>> start

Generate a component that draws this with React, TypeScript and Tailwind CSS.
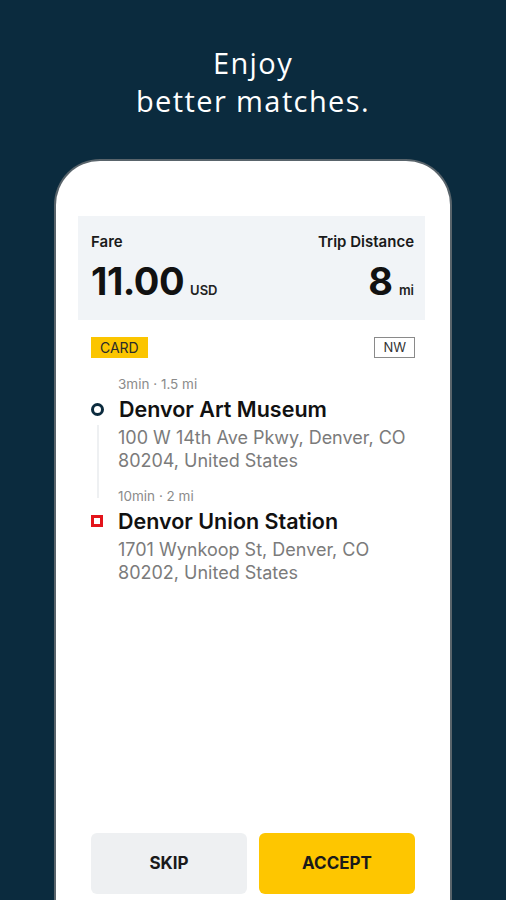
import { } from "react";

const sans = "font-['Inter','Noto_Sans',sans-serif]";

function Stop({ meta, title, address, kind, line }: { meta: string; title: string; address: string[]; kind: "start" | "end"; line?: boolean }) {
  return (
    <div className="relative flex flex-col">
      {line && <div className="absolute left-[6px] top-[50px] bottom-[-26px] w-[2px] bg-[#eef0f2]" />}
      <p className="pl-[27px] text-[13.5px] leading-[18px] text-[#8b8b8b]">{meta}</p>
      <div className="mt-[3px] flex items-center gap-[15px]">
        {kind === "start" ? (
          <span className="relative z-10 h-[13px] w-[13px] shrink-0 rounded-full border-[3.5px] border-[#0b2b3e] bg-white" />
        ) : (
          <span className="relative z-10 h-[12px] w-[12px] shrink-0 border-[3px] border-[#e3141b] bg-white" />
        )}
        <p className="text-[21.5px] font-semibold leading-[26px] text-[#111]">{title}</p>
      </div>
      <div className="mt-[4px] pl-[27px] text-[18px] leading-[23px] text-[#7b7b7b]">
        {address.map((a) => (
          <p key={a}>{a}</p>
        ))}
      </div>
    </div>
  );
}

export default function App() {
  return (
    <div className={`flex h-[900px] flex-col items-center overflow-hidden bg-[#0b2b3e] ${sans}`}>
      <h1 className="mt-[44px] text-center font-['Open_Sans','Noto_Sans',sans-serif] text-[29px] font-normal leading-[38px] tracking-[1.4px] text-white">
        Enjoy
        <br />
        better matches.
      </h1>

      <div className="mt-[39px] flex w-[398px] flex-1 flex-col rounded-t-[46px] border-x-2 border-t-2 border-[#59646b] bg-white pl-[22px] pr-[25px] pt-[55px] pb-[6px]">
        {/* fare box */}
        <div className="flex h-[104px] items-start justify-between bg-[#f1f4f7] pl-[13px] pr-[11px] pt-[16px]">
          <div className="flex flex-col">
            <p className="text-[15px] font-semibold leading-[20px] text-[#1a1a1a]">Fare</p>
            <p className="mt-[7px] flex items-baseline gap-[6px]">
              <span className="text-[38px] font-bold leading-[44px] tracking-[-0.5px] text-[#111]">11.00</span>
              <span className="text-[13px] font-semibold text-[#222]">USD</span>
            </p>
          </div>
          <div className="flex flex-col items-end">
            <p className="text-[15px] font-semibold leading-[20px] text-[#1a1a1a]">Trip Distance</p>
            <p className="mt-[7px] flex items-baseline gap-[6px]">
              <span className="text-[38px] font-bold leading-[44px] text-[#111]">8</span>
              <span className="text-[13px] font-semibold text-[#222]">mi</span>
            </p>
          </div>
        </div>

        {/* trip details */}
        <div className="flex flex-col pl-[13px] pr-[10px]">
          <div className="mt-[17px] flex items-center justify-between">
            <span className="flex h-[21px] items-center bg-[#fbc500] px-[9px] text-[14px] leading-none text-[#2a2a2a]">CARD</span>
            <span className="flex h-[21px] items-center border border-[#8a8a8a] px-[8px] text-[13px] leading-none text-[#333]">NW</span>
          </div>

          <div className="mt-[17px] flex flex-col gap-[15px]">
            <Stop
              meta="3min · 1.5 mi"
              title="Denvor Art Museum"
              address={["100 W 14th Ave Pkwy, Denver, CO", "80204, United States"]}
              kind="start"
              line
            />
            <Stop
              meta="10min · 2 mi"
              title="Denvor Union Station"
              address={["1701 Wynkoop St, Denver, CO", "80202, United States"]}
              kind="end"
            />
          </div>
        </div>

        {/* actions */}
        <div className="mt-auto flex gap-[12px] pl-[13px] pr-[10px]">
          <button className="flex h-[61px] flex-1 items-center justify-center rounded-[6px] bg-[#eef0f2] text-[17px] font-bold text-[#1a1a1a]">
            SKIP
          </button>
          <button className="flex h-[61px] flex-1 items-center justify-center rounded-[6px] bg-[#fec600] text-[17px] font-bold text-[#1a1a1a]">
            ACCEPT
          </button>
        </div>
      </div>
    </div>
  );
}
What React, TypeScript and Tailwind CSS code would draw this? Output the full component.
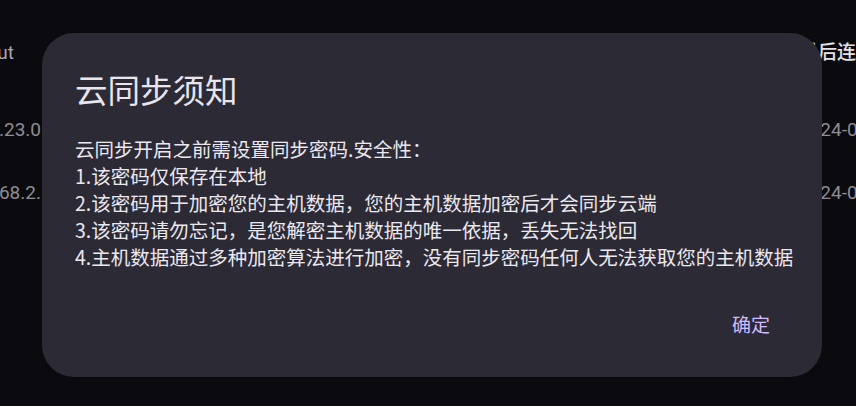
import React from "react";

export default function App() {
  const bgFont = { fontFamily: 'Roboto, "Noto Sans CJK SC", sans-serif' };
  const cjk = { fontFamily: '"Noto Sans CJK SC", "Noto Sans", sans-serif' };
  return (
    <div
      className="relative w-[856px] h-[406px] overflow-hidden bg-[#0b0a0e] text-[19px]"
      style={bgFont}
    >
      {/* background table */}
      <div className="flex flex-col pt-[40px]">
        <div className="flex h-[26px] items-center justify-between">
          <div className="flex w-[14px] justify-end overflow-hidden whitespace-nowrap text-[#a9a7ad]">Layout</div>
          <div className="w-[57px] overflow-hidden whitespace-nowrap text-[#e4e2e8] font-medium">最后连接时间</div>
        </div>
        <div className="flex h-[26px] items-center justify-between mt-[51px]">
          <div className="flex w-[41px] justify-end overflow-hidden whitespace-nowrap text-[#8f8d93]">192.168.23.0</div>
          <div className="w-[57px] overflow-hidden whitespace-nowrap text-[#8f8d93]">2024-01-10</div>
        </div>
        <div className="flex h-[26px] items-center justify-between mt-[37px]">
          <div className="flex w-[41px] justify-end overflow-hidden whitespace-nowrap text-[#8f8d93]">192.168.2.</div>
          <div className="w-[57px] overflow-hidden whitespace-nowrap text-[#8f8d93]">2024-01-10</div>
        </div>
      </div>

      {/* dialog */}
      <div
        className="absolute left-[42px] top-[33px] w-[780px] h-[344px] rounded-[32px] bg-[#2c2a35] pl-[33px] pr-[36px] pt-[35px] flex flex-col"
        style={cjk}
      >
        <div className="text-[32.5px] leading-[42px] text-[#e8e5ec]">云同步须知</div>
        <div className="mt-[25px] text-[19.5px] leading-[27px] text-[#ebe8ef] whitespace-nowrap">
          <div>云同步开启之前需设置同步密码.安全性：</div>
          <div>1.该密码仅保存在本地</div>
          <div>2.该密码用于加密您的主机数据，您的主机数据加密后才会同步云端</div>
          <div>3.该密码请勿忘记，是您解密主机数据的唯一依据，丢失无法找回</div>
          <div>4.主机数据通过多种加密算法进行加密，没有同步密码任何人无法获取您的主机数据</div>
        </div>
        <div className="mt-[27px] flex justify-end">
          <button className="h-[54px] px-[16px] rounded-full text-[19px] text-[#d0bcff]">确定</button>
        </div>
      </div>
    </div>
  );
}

>> end

▶ **Task goal**: Indicate how many lines of the material include the word "component"; the number alone is required.

▶ **Response below**: 2